┏━━

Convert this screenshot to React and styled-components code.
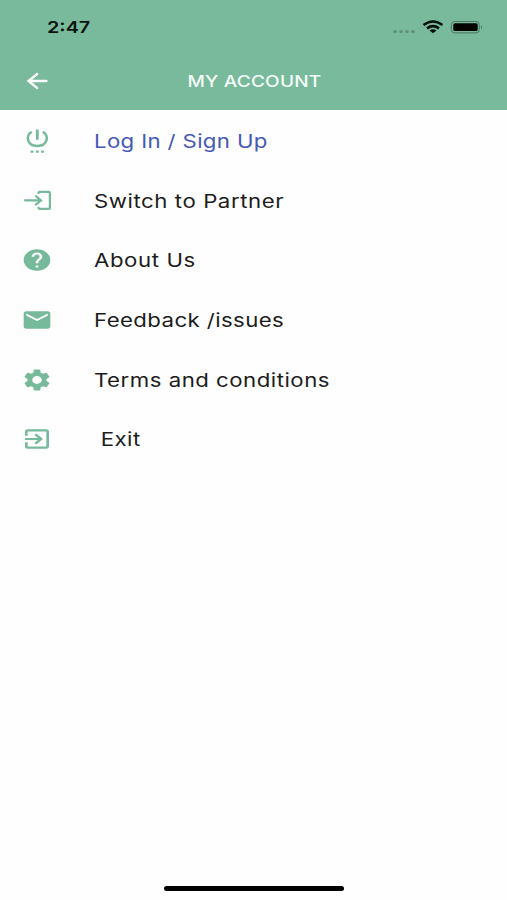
import React from 'react';
import styled, { createGlobalStyle } from 'styled-components';
import { MdHelp, MdEmail, MdSettings, MdExitToApp } from 'react-icons/md';

const GlobalStyle = createGlobalStyle`
  * { box-sizing: border-box; }
  body { margin: 0; background: #fff; }
`;

const Screen = styled.div`
  width: 507px;
  height: 900px;
  display: flex;
  flex-direction: column;
  overflow: hidden;
  background: #fefefe;
  font-family: Inter, "Liberation Sans", sans-serif;
`;

const Header = styled.header`
  height: 110px;
  flex: none;
  background: #79b99c;
  display: flex;
  flex-direction: column;
`;

const StatusBar = styled.div`
  height: 54px;
  padding: 0 23px 0 47px;
  display: flex;
  align-items: center;
  justify-content: space-between;
`;

const WideText = styled.span`
  display: block;
  white-space: pre;
  transform: scaleX(${(p) => p.$stretch || 1.2});
  transform-origin: ${(p) => p.$origin || 'left'} center;
`;

const Time = styled(WideText)`
  color: #07150f;
  font-size: 16.5px;
  font-weight: 600;
  line-height: 20px;
`;

const StatusIcons = styled.div`
  display: flex;
  align-items: center;
`;

const TitleBar = styled.div`
  height: 54px;
  display: grid;
  grid-template-columns: 74px 1fr 73px;
  align-items: center;
  justify-items: center;
`;

const BackButton = styled.button`
  padding: 0;
  border: 0;
  background: none;
  display: flex;
`;

const Title = styled(WideText)`
  color: #f4fff9;
  font-size: 15.5px;
  font-weight: 500;
  line-height: 20px;
  letter-spacing: 0.15px;
  padding-top: 1px;
`;

const Menu = styled.nav`
  flex: 1;
  padding-top: 1px;
  display: flex;
  flex-direction: column;
`;

const MenuItem = styled.a`
  height: 59.7px;
  flex: none;
  display: grid;
  grid-template-columns: 74px 1fr;
  column-gap: 20px;
  align-items: center;
  color: ${(p) => (p.$active ? '#4658b4' : '#1c1c1c')};
`;

const IconSlot = styled.span`
  display: flex;
  justify-content: center;
  color: #77b99b;
  svg { width: 32px; height: 26px; }
`;

const Label = styled(WideText)`
  font-size: 18.5px;
  line-height: 24px;
  letter-spacing: ${(p) => p.$spacing ?? 0.38}px;
`;

const HomeIndicator = styled.div`
  align-self: center;
  width: 180px;
  height: 5px;
  margin-bottom: 9px;
  border-radius: 3px;
  background: #000;
`;

const PowerIcon = () => (
  <svg viewBox="0 0 32 26" fill="none" stroke="currentColor" strokeWidth="2.5">
    <path d="M16.3 1.5V11.8" strokeWidth="2.8" />
    <path d="M10.8 3.8C4.1 7.3 5.8 18 16.3 18S28.5 7.3 21.8 3.8" />
    <path d="M9.6 23.7H12.4M14.9 23.7H17.7M20.2 23.7H23" strokeWidth="2.2" />
  </svg>
);

const LoginIcon = () => (
  <svg viewBox="0 0 32 26" fill="none" stroke="currentColor" strokeWidth="2.2">
    <path d="M17.5 6V5Q17.5 3.9 18.8 3.9H27.8Q28.9 3.9 28.9 4.9V19.9Q28.9 20.9 27.8 20.9H18.8Q17.5 20.9 17.5 19.8V18.8" />
    <path d="M3.2 12.4H19.5M14.3 7.7L20 12.4L14.3 17.1" />
  </svg>
);

const ITEMS = [
  { label: 'Log In / Sign Up', Icon: PowerIcon, active: true, spacing: 0.3 },
  { label: 'Switch to Partner', Icon: LoginIcon, spacing: 0.47 },
  { label: 'About Us', Icon: MdHelp, spacing: 0.5 },
  { label: 'Feedback /issues', Icon: MdEmail, spacing: 0.34 },
  { label: 'Terms and conditions', Icon: MdSettings, spacing: 0.42 },
  { label: ' Exit', Icon: MdExitToApp },
];

export default function App() {
  return (
    <Screen>
      <GlobalStyle />
      <Header>
        <StatusBar>
          <Time $stretch={1.2}>2:47</Time>
          <StatusIcons>
            <svg width="91" height="18" viewBox="393 18 91 18">
              <g fill="#5d917a">
                <ellipse cx="395" cy="31.5" rx="1.9" ry="1.5" />
                <ellipse cx="401" cy="31.5" rx="1.9" ry="1.5" />
                <ellipse cx="407" cy="31.5" rx="1.9" ry="1.5" />
                <ellipse cx="413" cy="31.5" rx="1.9" ry="1.5" />
              </g>
              <g fill="none" stroke="#03100a" strokeWidth="2.6">
                <path d="M423.5 25Q433 18 442.5 25" />
                <path d="M427 28.4Q433 24 439 28.4" />
              </g>
              <path d="M429.5 30.5Q433 28.2 436.5 30.5L433 33.2Z" fill="#03100a" />
              <rect x="451.3" y="21.5" width="28" height="11.4" rx="3.3" fill="none" stroke="#4b7662" />
              <rect x="453.3" y="23.3" width="24.4" height="7.8" rx="1.7" fill="#000" />
              <path d="M481 25.3Q483 27.2 481 29.2Z" fill="#4b7662" />
            </svg>
          </StatusIcons>
        </StatusBar>
        <TitleBar>
          <BackButton aria-label="Back">
            <svg width="22" height="18" viewBox="0 0 22 18" fill="none" stroke="#fff" strokeWidth="2.3" strokeLinecap="round">
              <path d="M20.5 9H3M11.2 2L2.5 9L11.2 16" />
            </svg>
          </BackButton>
          <Title $origin="center" $stretch={1.23}>MY ACCOUNT</Title>
        </TitleBar>
      </Header>
      <Menu>
        {ITEMS.map(({ label, Icon, active, spacing }) => (
          <MenuItem key={label} $active={active}>
            <IconSlot><Icon preserveAspectRatio="none" /></IconSlot>
            <Label $spacing={spacing}>{label}</Label>
          </MenuItem>
        ))}
      </Menu>
      <HomeIndicator />
    </Screen>
  );
}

┗━━

** STATED EXERCISE **
Repeat the data exactly in full, omitting its pictures.

** OUTPUT OF THE EXERCISE **
Convert this screenshot to React and styled-components code.
import React from 'react';
import styled, { createGlobalStyle } from 'styled-components';
import { MdHelp, MdEmail, MdSettings, MdExitToApp } from 'react-icons/md';

const GlobalStyle = createGlobalStyle`
  * { box-sizing: border-box; }
  body { margin: 0; background: #fff; }
`;

const Screen = styled.div`
  width: 507px;
  height: 900px;
  display: flex;
  flex-direction: column;
  overflow: hidden;
  background: #fefefe;
  font-family: Inter, "Liberation Sans", sans-serif;
`;

const Header = styled.header`
  height: 110px;
  flex: none;
  background: #79b99c;
  display: flex;
  flex-direction: column;
`;

const StatusBar = styled.div`
  height: 54px;
  padding: 0 23px 0 47px;
  display: flex;
  align-items: center;
  justify-content: space-between;
`;

const WideText = styled.span`
  display: block;
  white-space: pre;
  transform: scaleX(${(p) => p.$stretch || 1.2});
  transform-origin: ${(p) => p.$origin || 'left'} center;
`;

const Time = styled(WideText)`
  color: #07150f;
  font-size: 16.5px;
  font-weight: 600;
  line-height: 20px;
`;

const StatusIcons = styled.div`
  display: flex;
  align-items: center;
`;

const TitleBar = styled.div`
  height: 54px;
  display: grid;
  grid-template-columns: 74px 1fr 73px;
  align-items: center;
  justify-items: center;
`;

const BackButton = styled.button`
  padding: 0;
  border: 0;
  background: none;
  display: flex;
`;

const Title = styled(WideText)`
  color: #f4fff9;
  font-size: 15.5px;
  font-weight: 500;
  line-height: 20px;
  letter-spacing: 0.15px;
  padding-top: 1px;
`;

const Menu = styled.nav`
  flex: 1;
  padding-top: 1px;
  display: flex;
  flex-direction: column;
`;

const MenuItem = styled.a`
  height: 59.7px;
  flex: none;
  display: grid;
  grid-template-columns: 74px 1fr;
  column-gap: 20px;
  align-items: center;
  color: ${(p) => (p.$active ? '#4658b4' : '#1c1c1c')};
`;

const IconSlot = styled.span`
  display: flex;
  justify-content: center;
  color: #77b99b;
  svg { width: 32px; height: 26px; }
`;

const Label = styled(WideText)`
  font-size: 18.5px;
  line-height: 24px;
  letter-spacing: ${(p) => p.$spacing ?? 0.38}px;
`;

const HomeIndicator = styled.div`
  align-self: center;
  width: 180px;
  height: 5px;
  margin-bottom: 9px;
  border-radius: 3px;
  background: #000;
`;

const PowerIcon = () => (
  <svg viewBox="0 0 32 26" fill="none" stroke="currentColor" strokeWidth="2.5">
    <path d="M16.3 1.5V11.8" strokeWidth="2.8" />
    <path d="M10.8 3.8C4.1 7.3 5.8 18 16.3 18S28.5 7.3 21.8 3.8" />
    <path d="M9.6 23.7H12.4M14.9 23.7H17.7M20.2 23.7H23" strokeWidth="2.2" />
  </svg>
);

const LoginIcon = () => (
  <svg viewBox="0 0 32 26" fill="none" stroke="currentColor" strokeWidth="2.2">
    <path d="M17.5 6V5Q17.5 3.9 18.8 3.9H27.8Q28.9 3.9 28.9 4.9V19.9Q28.9 20.9 27.8 20.9H18.8Q17.5 20.9 17.5 19.8V18.8" />
    <path d="M3.2 12.4H19.5M14.3 7.7L20 12.4L14.3 17.1" />
  </svg>
);

const ITEMS = [
  { label: 'Log In / Sign Up', Icon: PowerIcon, active: true, spacing: 0.3 },
  { label: 'Switch to Partner', Icon: LoginIcon, spacing: 0.47 },
  { label: 'About Us', Icon: MdHelp, spacing: 0.5 },
  { label: 'Feedback /issues', Icon: MdEmail, spacing: 0.34 },
  { label: 'Terms and conditions', Icon: MdSettings, spacing: 0.42 },
  { label: ' Exit', Icon: MdExitToApp },
];

export default function App() {
  return (
    <Screen>
      <GlobalStyle />
      <Header>
        <StatusBar>
          <Time $stretch={1.2}>2:47</Time>
          <StatusIcons>
            <svg width="91" height="18" viewBox="393 18 91 18">
              <g fill="#5d917a">
                <ellipse cx="395" cy="31.5" rx="1.9" ry="1.5" />
                <ellipse cx="401" cy="31.5" rx="1.9" ry="1.5" />
                <ellipse cx="407" cy="31.5" rx="1.9" ry="1.5" />
                <ellipse cx="413" cy="31.5" rx="1.9" ry="1.5" />
              </g>
              <g fill="none" stroke="#03100a" strokeWidth="2.6">
                <path d="M423.5 25Q433 18 442.5 25" />
                <path d="M427 28.4Q433 24 439 28.4" />
              </g>
              <path d="M429.5 30.5Q433 28.2 436.5 30.5L433 33.2Z" fill="#03100a" />
              <rect x="451.3" y="21.5" width="28" height="11.4" rx="3.3" fill="none" stroke="#4b7662" />
              <rect x="453.3" y="23.3" width="24.4" height="7.8" rx="1.7" fill="#000" />
              <path d="M481 25.3Q483 27.2 481 29.2Z" fill="#4b7662" />
            </svg>
          </StatusIcons>
        </StatusBar>
        <TitleBar>
          <BackButton aria-label="Back">
            <svg width="22" height="18" viewBox="0 0 22 18" fill="none" stroke="#fff" strokeWidth="2.3" strokeLinecap="round">
              <path d="M20.5 9H3M11.2 2L2.5 9L11.2 16" />
            </svg>
          </BackButton>
          <Title $origin="center" $stretch={1.23}>MY ACCOUNT</Title>
        </TitleBar>
      </Header>
      <Menu>
        {ITEMS.map(({ label, Icon, active, spacing }) => (
          <MenuItem key={label} $active={active}>
            <IconSlot><Icon preserveAspectRatio="none" /></IconSlot>
            <Label $spacing={spacing}>{label}</Label>
          </MenuItem>
        ))}
      </Menu>
      <HomeIndicator />
    </Screen>
  );
}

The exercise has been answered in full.